Training with Rational Activations on very deep ResNets.
Opened this issue · 1 comments
Hi,
I am using your pytorch implementation to train a Rational ResNet 164 on CIFAR 10 and while I can get the model to behave well for a ResNet with 18-38 layers, I cannot get it to train for very deep resnets without dramatically lowering the learning rate.
Here is 1 example with --lr 1e-6 --wd 1e-5
Train Epoch: 0 [0/47500 (0%)] Loss: 2.517
Train Epoch: 0 [1920/47500 (4%)] Loss: nan
While I understand that the model with rational activations is supposed to represent a rational function with degree 3layers, the training process for deeper models isn't clear.
Could you provide me some help ?
Thanks for your interest in our work. We haven't tried training very deep rational networks so my intuition is limited here. There is a possibility that the weight initialization has a bad effect on the rational layers as the depth increases.

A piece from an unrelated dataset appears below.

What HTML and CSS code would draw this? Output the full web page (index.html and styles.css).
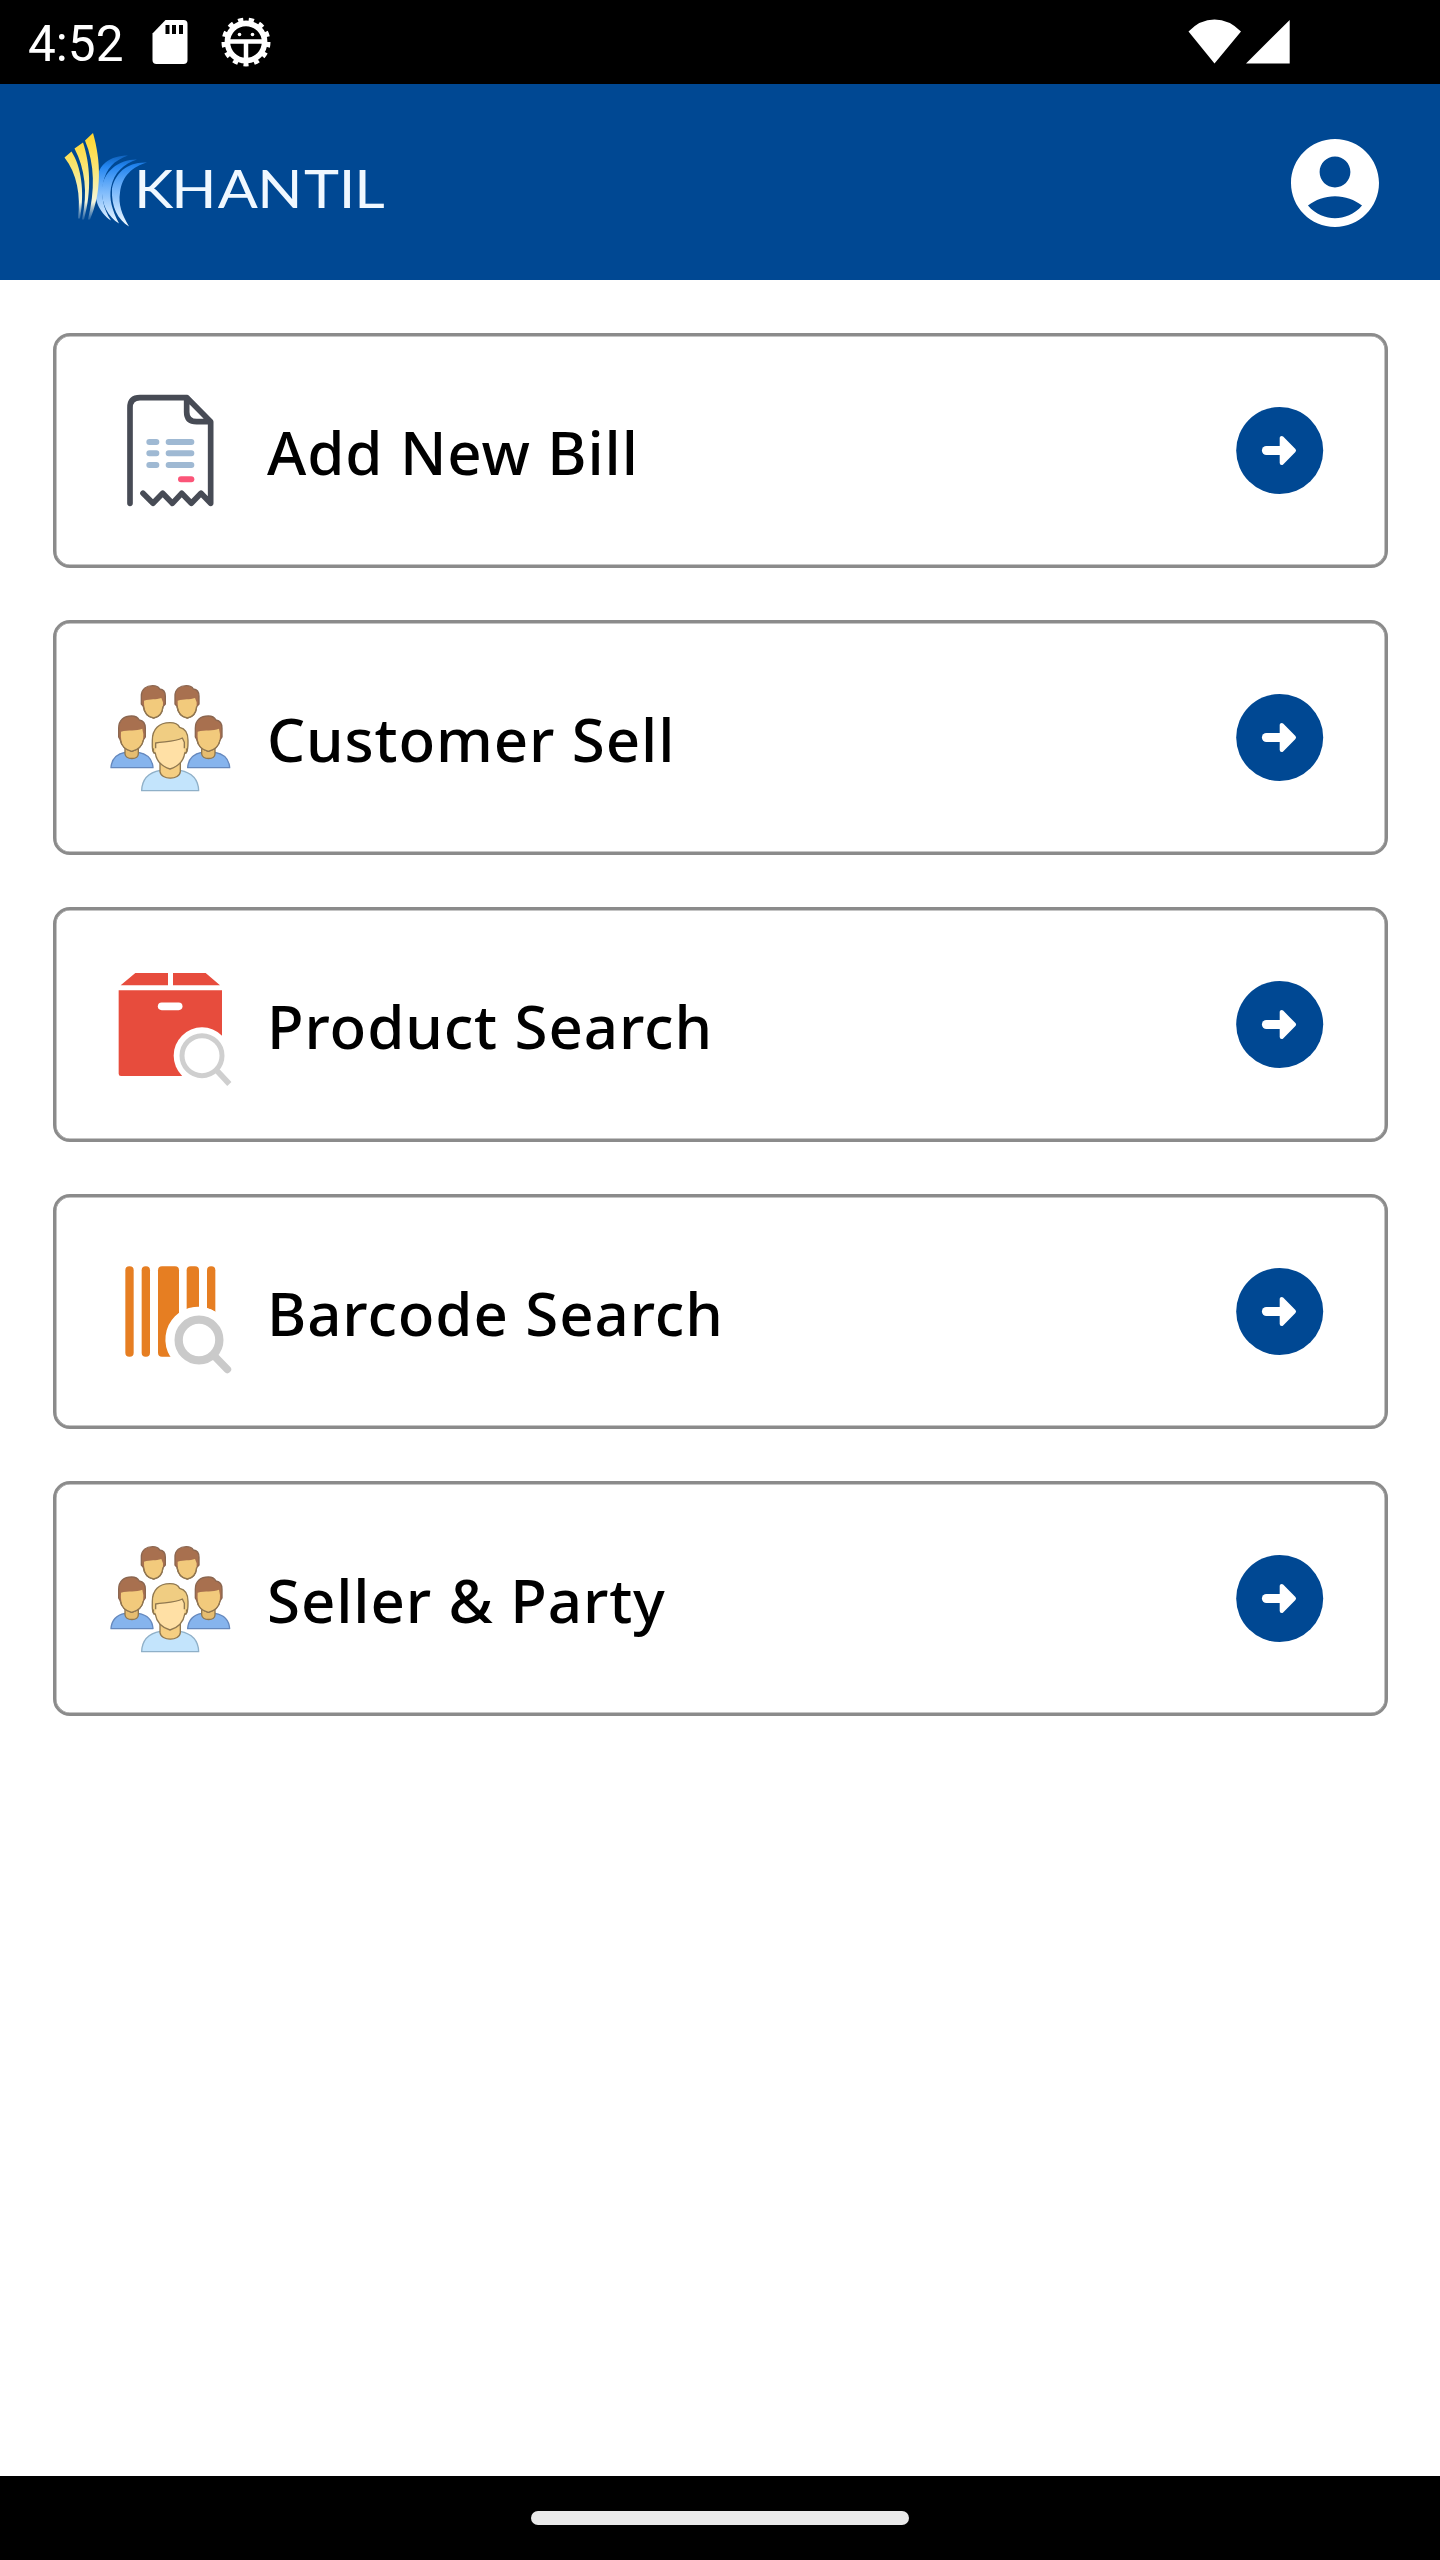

One potential remedy would be to fine-tune a pretrained relu resnet by replacing the activation functions by rationals and just training the rational functions.
I'm curious to see why the loss becomes nan in your example. Perhaps you could plot the different rational functions (there should be approximatively one function per layer) to see if one of them becomes singular (with a simple pole) and which layer is affected.
Finally, and depending and the result of the above suggestion, there could be some numerical instabilities due to having an overall rational network of super large degree (3^164). I guess one could use rational functions for the first few layers (like 18-38 layers in your experiments to benefit from the extra approximation power) and then use ReLU for the rest of the networks.